北海道の詩の歴史の中で、古川善盛さんという、非常に重要な詩人がおられます。古川奈央さんのお父様です。本当に今読んでも新しくて、温かい、ユーモアもあって、人や社会との関りに、独自の視点を与える、皆さんにご紹介したい素晴しい詩人です。先達について学ばさせて戴きながら、私の活動としては、普段はもっと年配の詩人の方との関りが多いのですが、今日はコトバスラムジャパンという、現代の日本で最先端の詩の大会です。私は、何だか間違って、タイムマシンで未来へ来てしまったような感覚です。でも私のこれまでの取り組みは、この、コトバスラムジャパン北海道大会、今日この日に、たどりつくためにあったのではないかな、と今は、感じています。そして、時代を超えて、コトバが人の心を震わせる、ということは変らないんだな、そのことを再確認できました。この俊カフェさんという素晴らしい会場で、その想いに浸ることができて本当に幸せです。ここで皆様のコトバに心を震わせた、歴史に残る一日、今日を一生忘れません。
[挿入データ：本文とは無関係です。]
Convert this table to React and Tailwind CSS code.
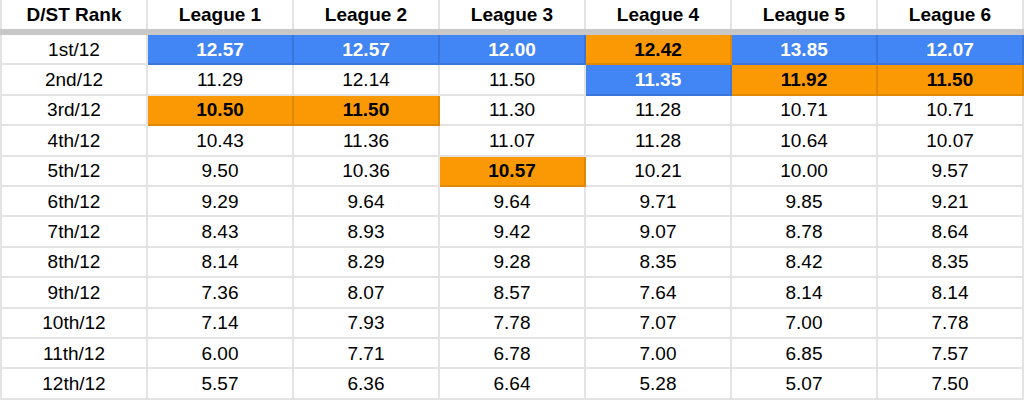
import React from 'react';

const leagues = ['League 1', 'League 2', 'League 3', 'League 4', 'League 5', 'League 6'];

// b = blue highlight, o = orange highlight
const rows = [
  ['1st/12', ['12.57', 'b'], ['12.57', 'b'], ['12.00', 'b'], ['12.42', 'o'], ['13.85', 'b'], ['12.07', 'b']],
  ['2nd/12', '11.29', '12.14', '11.50', ['11.35', 'b'], ['11.92', 'o'], ['11.50', 'o']],
  ['3rd/12', ['10.50', 'o'], ['11.50', 'o'], '11.30', '11.28', '10.71', '10.71'],
  ['4th/12', '10.43', '11.36', '11.07', '11.28', '10.64', '10.07'],
  ['5th/12', '9.50', '10.36', ['10.57', 'o'], '10.21', '10.00', '9.57'],
  ['6th/12', '9.29', '9.64', '9.64', '9.71', '9.85', '9.21'],
  ['7th/12', '8.43', '8.93', '9.42', '9.07', '8.78', '8.64'],
  ['8th/12', '8.14', '8.29', '9.28', '8.35', '8.42', '8.35'],
  ['9th/12', '7.36', '8.07', '8.57', '7.64', '8.14', '8.14'],
  ['10th/12', '7.14', '7.93', '7.78', '7.07', '7.00', '7.78'],
  ['11th/12', '6.00', '7.71', '6.78', '7.00', '6.85', '7.57'],
  ['12th/12', '5.57', '6.36', '6.64', '5.28', '5.07', '7.50'],
];

function Cell({ value, first }) {
  const [text, mark] = Array.isArray(value) ? value : [value, null];
  let tone = 'bg-white text-black';
  if (mark === 'b') tone = 'bg-[#4285f4] text-white font-bold';
  if (mark === 'o') tone = 'bg-[#fb9904] text-black font-bold';
  return (
    <div
      className={`${first ? 'w-[148px] border-l-2' : 'w-[146px]'} h-full flex items-center justify-center border-r-2 border-b-2 border-black/[11%] ${tone}`}
    >
      {text}
    </div>
  );
}

export default function App() {
  return (
    <div className="w-[1024px] h-[401px] bg-white overflow-hidden font-['Liberation_Sans',Arial,sans-serif] text-[19px] leading-none text-black">
      <div className="flex h-[29px]">
        <div className="w-[148px] h-full flex items-center justify-center font-bold border-l-2 border-r-2 border-black/[11%]">
          D/ST Rank
        </div>
        {leagues.map((l) => (
          <div key={l} className="w-[146px] h-full flex items-center justify-center font-bold border-r-2 border-black/[11%]">
            {l}
          </div>
        ))}
      </div>
      <div className="h-[6px] bg-[#c8c8c8]" />
      {rows.map((r) => (
        <div key={r[0]} className="flex h-[30.4px]">
          {r.map((v, i) => (
            <Cell key={i} value={v} first={i === 0} />
          ))}
        </div>
      ))}
    </div>
  );
}
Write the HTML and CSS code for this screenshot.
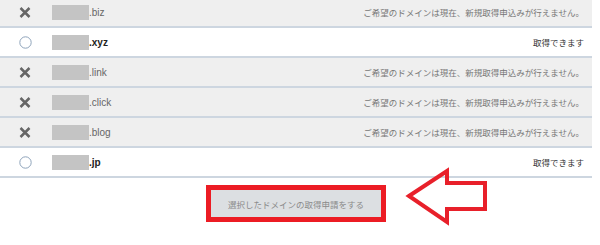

本当にありがとうございました。
*
ここまで書いて、2022年12月31日23時が過ぎました。
「主催」としてはお恥ずかしいほどの仕事しかできず、三木悠莉さんたちにご迷惑ばかりおかけしながら皆様に大変な御助力を賜り、たどたどしい司会者として、関わらせて戴いた次第でございます。この8月14日奇蹟の一日に柴田が目撃した詩祭、素晴らしい才能溢れる詩人たちのパフォーマンスについて、全員が詩人であり、それぞれの言葉の表現において、感動と驚きを与えてくださった天才だと思っています。本当に大切なことを学ばせて戴きました。
もっと早くご報告申し上げたかったのですが、拙い感想にて大変恐縮ながら、何とかぎりぎり年内アップできます。忘れられない一瞬一瞬の言葉の閃きを、永遠の詩想を、本当にありがとうございました。
今年一年、詩の交流を戴いたすべての皆様へ心より感謝申し上げます。